### [Available data]
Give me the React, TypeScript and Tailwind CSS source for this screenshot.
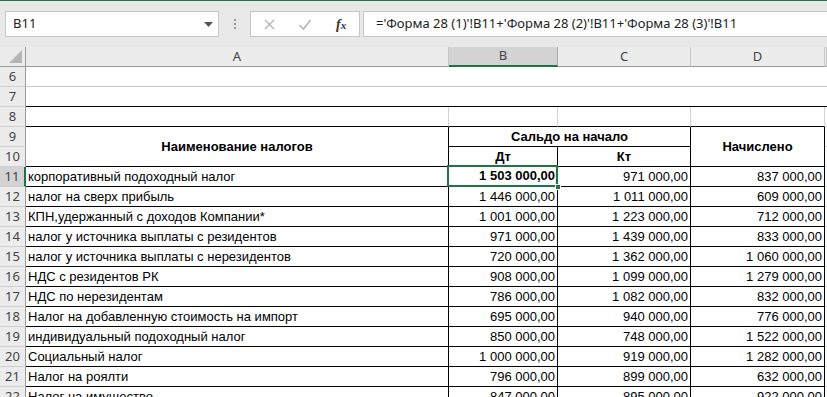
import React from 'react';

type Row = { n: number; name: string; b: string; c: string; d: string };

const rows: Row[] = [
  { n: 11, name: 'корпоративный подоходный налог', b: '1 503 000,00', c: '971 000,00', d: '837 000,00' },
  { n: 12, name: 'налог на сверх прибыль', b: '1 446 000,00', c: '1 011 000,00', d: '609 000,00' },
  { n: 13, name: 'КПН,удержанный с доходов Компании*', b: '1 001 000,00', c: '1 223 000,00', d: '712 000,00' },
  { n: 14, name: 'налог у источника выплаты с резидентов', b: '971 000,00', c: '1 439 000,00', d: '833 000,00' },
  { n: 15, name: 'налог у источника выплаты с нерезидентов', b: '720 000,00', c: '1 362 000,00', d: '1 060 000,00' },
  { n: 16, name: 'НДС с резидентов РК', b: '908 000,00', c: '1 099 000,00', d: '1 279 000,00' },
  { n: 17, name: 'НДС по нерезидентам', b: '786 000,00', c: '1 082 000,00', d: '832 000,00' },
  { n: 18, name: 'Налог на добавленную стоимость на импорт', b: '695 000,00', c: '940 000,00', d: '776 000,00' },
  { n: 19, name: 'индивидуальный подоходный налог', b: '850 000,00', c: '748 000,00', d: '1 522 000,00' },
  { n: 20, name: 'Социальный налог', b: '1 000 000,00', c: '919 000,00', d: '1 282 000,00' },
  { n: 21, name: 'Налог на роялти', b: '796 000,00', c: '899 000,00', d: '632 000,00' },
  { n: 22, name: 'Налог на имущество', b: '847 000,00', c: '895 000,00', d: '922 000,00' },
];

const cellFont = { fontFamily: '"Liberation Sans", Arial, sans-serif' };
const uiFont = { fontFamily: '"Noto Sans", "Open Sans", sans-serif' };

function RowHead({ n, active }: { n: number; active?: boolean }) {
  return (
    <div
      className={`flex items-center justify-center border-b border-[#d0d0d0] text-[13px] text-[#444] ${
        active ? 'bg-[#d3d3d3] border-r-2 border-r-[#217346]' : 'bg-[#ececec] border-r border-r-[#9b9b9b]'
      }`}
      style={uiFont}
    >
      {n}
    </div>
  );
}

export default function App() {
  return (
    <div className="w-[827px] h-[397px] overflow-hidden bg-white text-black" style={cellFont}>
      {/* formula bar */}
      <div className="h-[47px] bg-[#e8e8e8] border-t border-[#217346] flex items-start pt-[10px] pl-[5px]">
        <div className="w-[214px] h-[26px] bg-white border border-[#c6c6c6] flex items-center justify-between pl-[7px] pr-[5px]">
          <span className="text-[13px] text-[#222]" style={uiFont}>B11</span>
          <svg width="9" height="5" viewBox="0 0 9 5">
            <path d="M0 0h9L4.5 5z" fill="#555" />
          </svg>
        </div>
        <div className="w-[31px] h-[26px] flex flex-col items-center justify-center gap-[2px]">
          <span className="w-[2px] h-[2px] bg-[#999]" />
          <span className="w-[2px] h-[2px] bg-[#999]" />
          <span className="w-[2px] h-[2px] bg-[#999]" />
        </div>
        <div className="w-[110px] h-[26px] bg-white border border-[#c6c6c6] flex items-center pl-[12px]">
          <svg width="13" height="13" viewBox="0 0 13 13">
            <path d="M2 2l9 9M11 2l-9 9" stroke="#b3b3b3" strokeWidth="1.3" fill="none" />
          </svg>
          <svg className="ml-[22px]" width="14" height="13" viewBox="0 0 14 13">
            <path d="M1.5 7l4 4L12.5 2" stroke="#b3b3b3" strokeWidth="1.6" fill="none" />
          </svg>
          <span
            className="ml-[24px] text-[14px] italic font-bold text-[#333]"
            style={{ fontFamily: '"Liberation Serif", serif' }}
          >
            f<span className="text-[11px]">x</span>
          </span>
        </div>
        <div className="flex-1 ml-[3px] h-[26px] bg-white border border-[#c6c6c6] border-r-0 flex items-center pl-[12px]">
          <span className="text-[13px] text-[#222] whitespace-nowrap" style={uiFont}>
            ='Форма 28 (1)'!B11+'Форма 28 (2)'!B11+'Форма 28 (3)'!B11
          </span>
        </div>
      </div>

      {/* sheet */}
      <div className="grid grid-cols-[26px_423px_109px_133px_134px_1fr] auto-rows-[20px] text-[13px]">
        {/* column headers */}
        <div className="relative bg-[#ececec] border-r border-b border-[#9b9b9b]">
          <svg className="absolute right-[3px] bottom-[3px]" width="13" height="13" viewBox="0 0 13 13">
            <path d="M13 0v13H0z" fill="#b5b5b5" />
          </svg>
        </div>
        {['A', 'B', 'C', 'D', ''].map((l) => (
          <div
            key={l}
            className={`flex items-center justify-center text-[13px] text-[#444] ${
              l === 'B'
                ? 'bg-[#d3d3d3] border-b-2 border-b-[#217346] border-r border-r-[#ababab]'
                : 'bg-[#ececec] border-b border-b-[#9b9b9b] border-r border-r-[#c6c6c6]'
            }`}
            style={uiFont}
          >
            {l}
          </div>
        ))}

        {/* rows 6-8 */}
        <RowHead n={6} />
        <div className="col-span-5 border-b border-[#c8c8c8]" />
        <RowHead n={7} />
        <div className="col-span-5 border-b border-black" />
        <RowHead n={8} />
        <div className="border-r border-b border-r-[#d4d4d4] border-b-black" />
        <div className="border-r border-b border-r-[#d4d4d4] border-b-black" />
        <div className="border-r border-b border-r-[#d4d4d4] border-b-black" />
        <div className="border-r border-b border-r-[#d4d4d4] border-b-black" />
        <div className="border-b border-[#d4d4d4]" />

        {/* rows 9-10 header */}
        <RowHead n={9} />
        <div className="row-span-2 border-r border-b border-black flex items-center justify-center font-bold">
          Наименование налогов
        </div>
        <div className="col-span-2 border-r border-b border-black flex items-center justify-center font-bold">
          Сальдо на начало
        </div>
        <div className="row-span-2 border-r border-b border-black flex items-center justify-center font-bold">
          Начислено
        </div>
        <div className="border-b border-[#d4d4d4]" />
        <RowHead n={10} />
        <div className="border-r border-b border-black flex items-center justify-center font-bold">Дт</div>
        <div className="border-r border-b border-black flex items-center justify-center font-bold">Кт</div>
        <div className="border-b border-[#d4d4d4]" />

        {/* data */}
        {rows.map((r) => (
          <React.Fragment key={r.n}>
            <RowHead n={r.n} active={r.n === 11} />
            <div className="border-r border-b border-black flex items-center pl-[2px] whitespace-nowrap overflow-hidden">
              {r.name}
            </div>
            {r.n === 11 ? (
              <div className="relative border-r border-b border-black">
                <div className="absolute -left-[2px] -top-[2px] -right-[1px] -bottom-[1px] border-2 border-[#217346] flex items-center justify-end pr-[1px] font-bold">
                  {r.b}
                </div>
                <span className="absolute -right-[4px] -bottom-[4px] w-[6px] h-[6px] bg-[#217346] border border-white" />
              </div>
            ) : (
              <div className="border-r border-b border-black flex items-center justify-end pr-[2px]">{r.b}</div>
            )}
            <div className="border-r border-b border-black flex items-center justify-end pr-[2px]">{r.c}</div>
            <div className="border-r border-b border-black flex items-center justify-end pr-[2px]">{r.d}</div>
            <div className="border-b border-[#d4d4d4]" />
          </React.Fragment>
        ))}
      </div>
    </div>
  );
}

### [Task to complete]
Repeat all of the data above word for word, minus the pictures.

### [Complete answer]
Give me the React, TypeScript and Tailwind CSS source for this screenshot.
import React from 'react';

type Row = { n: number; name: string; b: string; c: string; d: string };

const rows: Row[] = [
  { n: 11, name: 'корпоративный подоходный налог', b: '1 503 000,00', c: '971 000,00', d: '837 000,00' },
  { n: 12, name: 'налог на сверх прибыль', b: '1 446 000,00', c: '1 011 000,00', d: '609 000,00' },
  { n: 13, name: 'КПН,удержанный с доходов Компании*', b: '1 001 000,00', c: '1 223 000,00', d: '712 000,00' },
  { n: 14, name: 'налог у источника выплаты с резидентов', b: '971 000,00', c: '1 439 000,00', d: '833 000,00' },
  { n: 15, name: 'налог у источника выплаты с нерезидентов', b: '720 000,00', c: '1 362 000,00', d: '1 060 000,00' },
  { n: 16, name: 'НДС с резидентов РК', b: '908 000,00', c: '1 099 000,00', d: '1 279 000,00' },
  { n: 17, name: 'НДС по нерезидентам', b: '786 000,00', c: '1 082 000,00', d: '832 000,00' },
  { n: 18, name: 'Налог на добавленную стоимость на импорт', b: '695 000,00', c: '940 000,00', d: '776 000,00' },
  { n: 19, name: 'индивидуальный подоходный налог', b: '850 000,00', c: '748 000,00', d: '1 522 000,00' },
  { n: 20, name: 'Социальный налог', b: '1 000 000,00', c: '919 000,00', d: '1 282 000,00' },
  { n: 21, name: 'Налог на роялти', b: '796 000,00', c: '899 000,00', d: '632 000,00' },
  { n: 22, name: 'Налог на имущество', b: '847 000,00', c: '895 000,00', d: '922 000,00' },
];

const cellFont = { fontFamily: '"Liberation Sans", Arial, sans-serif' };
const uiFont = { fontFamily: '"Noto Sans", "Open Sans", sans-serif' };

function RowHead({ n, active }: { n: number; active?: boolean }) {
  return (
    <div
      className={`flex items-center justify-center border-b border-[#d0d0d0] text-[13px] text-[#444] ${
        active ? 'bg-[#d3d3d3] border-r-2 border-r-[#217346]' : 'bg-[#ececec] border-r border-r-[#9b9b9b]'
      }`}
      style={uiFont}
    >
      {n}
    </div>
  );
}

export default function App() {
  return (
    <div className="w-[827px] h-[397px] overflow-hidden bg-white text-black" style={cellFont}>
      {/* formula bar */}
      <div className="h-[47px] bg-[#e8e8e8] border-t border-[#217346] flex items-start pt-[10px] pl-[5px]">
        <div className="w-[214px] h-[26px] bg-white border border-[#c6c6c6] flex items-center justify-between pl-[7px] pr-[5px]">
          <span className="text-[13px] text-[#222]" style={uiFont}>B11</span>
          <svg width="9" height="5" viewBox="0 0 9 5">
            <path d="M0 0h9L4.5 5z" fill="#555" />
          </svg>
        </div>
        <div className="w-[31px] h-[26px] flex flex-col items-center justify-center gap-[2px]">
          <span className="w-[2px] h-[2px] bg-[#999]" />
          <span className="w-[2px] h-[2px] bg-[#999]" />
          <span className="w-[2px] h-[2px] bg-[#999]" />
        </div>
        <div className="w-[110px] h-[26px] bg-white border border-[#c6c6c6] flex items-center pl-[12px]">
          <svg width="13" height="13" viewBox="0 0 13 13">
            <path d="M2 2l9 9M11 2l-9 9" stroke="#b3b3b3" strokeWidth="1.3" fill="none" />
          </svg>
          <svg className="ml-[22px]" width="14" height="13" viewBox="0 0 14 13">
            <path d="M1.5 7l4 4L12.5 2" stroke="#b3b3b3" strokeWidth="1.6" fill="none" />
          </svg>
          <span
            className="ml-[24px] text-[14px] italic font-bold text-[#333]"
            style={{ fontFamily: '"Liberation Serif", serif' }}
          >
            f<span className="text-[11px]">x</span>
          </span>
        </div>
        <div className="flex-1 ml-[3px] h-[26px] bg-white border border-[#c6c6c6] border-r-0 flex items-center pl-[12px]">
          <span className="text-[13px] text-[#222] whitespace-nowrap" style={uiFont}>
            ='Форма 28 (1)'!B11+'Форма 28 (2)'!B11+'Форма 28 (3)'!B11
          </span>
        </div>
      </div>

      {/* sheet */}
      <div className="grid grid-cols-[26px_423px_109px_133px_134px_1fr] auto-rows-[20px] text-[13px]">
        {/* column headers */}
        <div className="relative bg-[#ececec] border-r border-b border-[#9b9b9b]">
          <svg className="absolute right-[3px] bottom-[3px]" width="13" height="13" viewBox="0 0 13 13">
            <path d="M13 0v13H0z" fill="#b5b5b5" />
          </svg>
        </div>
        {['A', 'B', 'C', 'D', ''].map((l) => (
          <div
            key={l}
            className={`flex items-center justify-center text-[13px] text-[#444] ${
              l === 'B'
                ? 'bg-[#d3d3d3] border-b-2 border-b-[#217346] border-r border-r-[#ababab]'
                : 'bg-[#ececec] border-b border-b-[#9b9b9b] border-r border-r-[#c6c6c6]'
            }`}
            style={uiFont}
          >
            {l}
          </div>
        ))}

        {/* rows 6-8 */}
        <RowHead n={6} />
        <div className="col-span-5 border-b border-[#c8c8c8]" />
        <RowHead n={7} />
        <div className="col-span-5 border-b border-black" />
        <RowHead n={8} />
        <div className="border-r border-b border-r-[#d4d4d4] border-b-black" />
        <div className="border-r border-b border-r-[#d4d4d4] border-b-black" />
        <div className="border-r border-b border-r-[#d4d4d4] border-b-black" />
        <div className="border-r border-b border-r-[#d4d4d4] border-b-black" />
        <div className="border-b border-[#d4d4d4]" />

        {/* rows 9-10 header */}
        <RowHead n={9} />
        <div className="row-span-2 border-r border-b border-black flex items-center justify-center font-bold">
          Наименование налогов
        </div>
        <div className="col-span-2 border-r border-b border-black flex items-center justify-center font-bold">
          Сальдо на начало
        </div>
        <div className="row-span-2 border-r border-b border-black flex items-center justify-center font-bold">
          Начислено
        </div>
        <div className="border-b border-[#d4d4d4]" />
        <RowHead n={10} />
        <div className="border-r border-b border-black flex items-center justify-center font-bold">Дт</div>
        <div className="border-r border-b border-black flex items-center justify-center font-bold">Кт</div>
        <div className="border-b border-[#d4d4d4]" />

        {/* data */}
        {rows.map((r) => (
          <React.Fragment key={r.n}>
            <RowHead n={r.n} active={r.n === 11} />
            <div className="border-r border-b border-black flex items-center pl-[2px] whitespace-nowrap overflow-hidden">
              {r.name}
            </div>
            {r.n === 11 ? (
              <div className="relative border-r border-b border-black">
                <div className="absolute -left-[2px] -top-[2px] -right-[1px] -bottom-[1px] border-2 border-[#217346] flex items-center justify-end pr-[1px] font-bold">
                  {r.b}
                </div>
                <span className="absolute -right-[4px] -bottom-[4px] w-[6px] h-[6px] bg-[#217346] border border-white" />
              </div>
            ) : (
              <div className="border-r border-b border-black flex items-center justify-end pr-[2px]">{r.b}</div>
            )}
            <div className="border-r border-b border-black flex items-center justify-end pr-[2px]">{r.c}</div>
            <div className="border-r border-b border-black flex items-center justify-end pr-[2px]">{r.d}</div>
            <div className="border-b border-[#d4d4d4]" />
          </React.Fragment>
        ))}
      </div>
    </div>
  );
}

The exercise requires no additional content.